Just finished reading this thread. Great tips and info from everyone about their Jotul Rockland 550! My husband and I purchased ours and had it professionally installed in early November. It has been working great. Got us through the -30 degree F cold snap of several weeks here in Montana in mid-December. Our heat bill was 1/4 of what it would have been without the Jotul! We have experienced some of the same problems several others on this thread have: Our automatic blower was working great and then after about 3 weeks...it stopped. Then it "mysteriously" began working again without any problems. Not sure why. Burn times are fine here, especially since we don't have the luxury of hardwoods (only pine and fir). So, we are happy with a 5-7 hour burn time. Our Weimaraner has claimed his spot in front of the stove and gives it a huge "paws up".
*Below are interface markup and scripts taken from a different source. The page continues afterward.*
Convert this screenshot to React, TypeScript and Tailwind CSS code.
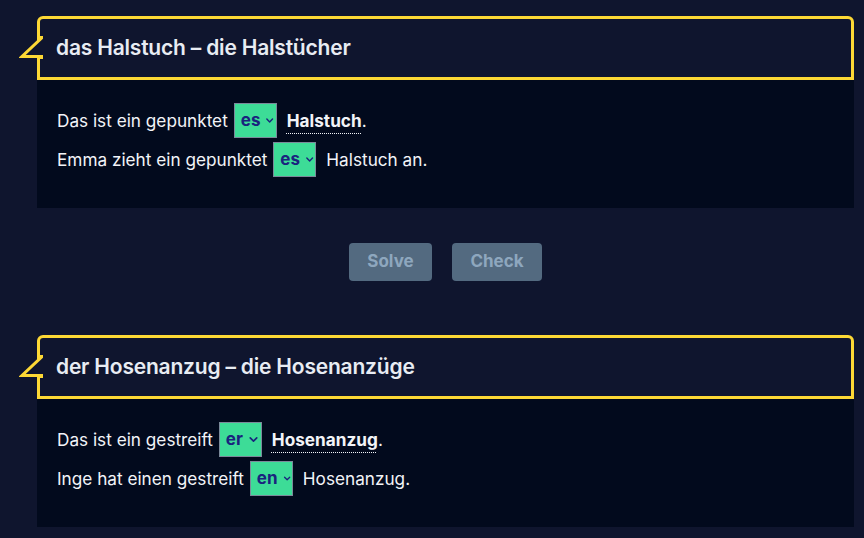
import { ChevronDown } from "lucide-react";

type Part = string | { select: string } | { noun: string };

const SECTIONS: { title: string; lines: Part[][] }[] = [
  {
    title: "das Halstuch – die Halstücher",
    lines: [
      ["Das ist ein gepunktet", { select: "es" }, { noun: "Halstuch" }, "."],
      ["Emma zieht ein gepunktet", { select: "es" }, "Halstuch an."],
    ],
  },
  {
    title: "der Hosenanzug – die Hosenanzüge",
    lines: [
      ["Das ist ein gestreift", { select: "er" }, { noun: "Hosenanzug" }, "."],
      ["Inge hat einen gestreift", { select: "en" }, "Hosenanzug."],
    ],
  },
];

function Heading({ title }: { title: string }) {
  return (
    <div className="relative h-16 rounded-t-md border-[3px] border-[#fdd835] bg-[#0f152e] flex items-center pl-[16px]">
      {/* speech bubble tail */}
      <svg
        className="absolute left-[-21px] top-[15px]"
        width="26"
        height="26"
        viewBox="0 0 26 26"
      >
        <polygon points="22.5,4 3,22.5 25,22.5 25,3" fill="#0f152e" />
        <polyline
          points="22.5,2 22.5,4 3,22.5 22.5,22.5 22.5,25"
          fill="none"
          stroke="#fdd835"
          strokeWidth="3"
        />
      </svg>
      <h2 className="text-[21px] font-semibold text-[#e8ecf3] tracking-[-0.2px]">{title}</h2>
    </div>
  );
}

function Select({ value }: { value: string }) {
  return (
    <span className="inline-flex items-center h-[35px] w-[43px] ml-[6px] mr-[10px] pl-[6px] gap-[4px] bg-[#3ddc97] border border-[#7a8a9a] text-[#1a237e] font-bold text-[17px]">
      {value}
      <ChevronDown size={13} strokeWidth={3} />
    </span>
  );
}

function Sentence({ parts }: { parts: Part[] }) {
  return (
    <div className="flex items-center h-[39px] text-[17.2px] text-[#f2f4f8]">
      {parts.map((p, i) =>
        typeof p === "string" ? (
          <span key={i}>{p}</span>
        ) : "select" in p ? (
          <Select key={i} value={p.select} />
        ) : (
          <span key={i} className="font-bold underline decoration-dotted decoration-1 underline-offset-[6px]">
            {p.noun}
          </span>
        )
      )}
    </div>
  );
}

export default function App() {
  return (
    <div
      className="min-h-screen bg-[#0f152e] pt-4 pl-[37px] pr-[10px]"
      style={{ fontFamily: "Inter, 'Noto Sans', sans-serif" }}
    >
      {SECTIONS.map((s, idx) => (
        <div key={s.title}>
          <Heading title={s.title} />
          <div className="bg-[#020a1d] h-32 pl-[20px] pt-[21px]">
            {s.lines.map((l, i) => (
              <Sentence key={i} parts={l} />
            ))}
          </div>
          {idx === 0 && (
            <div className="flex justify-center gap-5 pt-[35px] pb-[54px]">
              <button className="h-[38px] w-[83px] rounded bg-[#536a80] text-[#8ea7be] font-bold text-[17px]">
                Solve
              </button>
              <button className="h-[38px] w-[90px] rounded bg-[#536a80] text-[#8ea7be] font-bold text-[17px]">
                Check
              </button>
            </div>
          )}
        </div>
      ))}
    </div>
  );
}
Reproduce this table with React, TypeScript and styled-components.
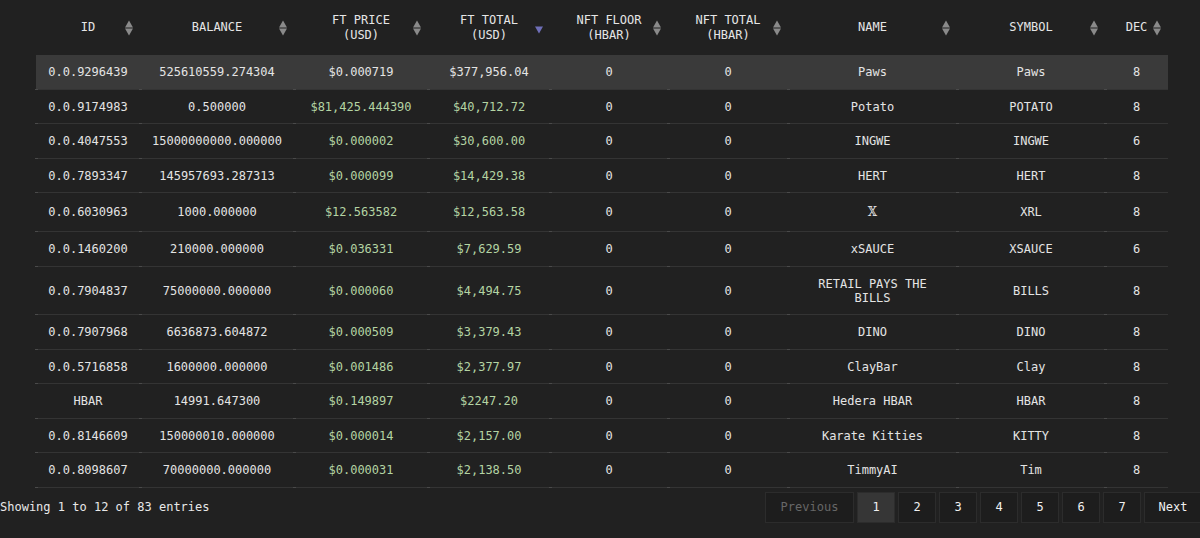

However, in the last 1-1/2 weeks we have been experiencing a problem we just can't seem to find a solution to and it is quite perplexing since the stove has been working fine for us until now. We have a big smoking problem when opening the door to feed the fire. This does not just happen on the initial burn start-up, but every time we open the door. We are careful to open the door slowly, open the air control all the way, and make sure the blower is turned off. But no matter what, the smoke comes billowing out into the living room! We can only think of two possible reasons for this: (1) we are burning Douglas Fir wood (it is seasoned) compared to pine in the past few weeks. (2) The weather here has warmed to the mid-40's during the day and the low 30's at night (usually in the teens to 20's at night and low 30's during the day). Could the warmer, damp air be causing a problem with our draft?
Any suggestions or help folks on this thread can provide would be appreciated. We do plan to talk to the installer this week also to see what thoughts and ideas they have.
*Chimney is 15-16 feet tall.
*Chimney is on the inside, not an outside wall.
*Have a SS liner
*Doesn't matter what the stove temp is...150 or 700...we still get smoke!
Looking forward to hearing from you.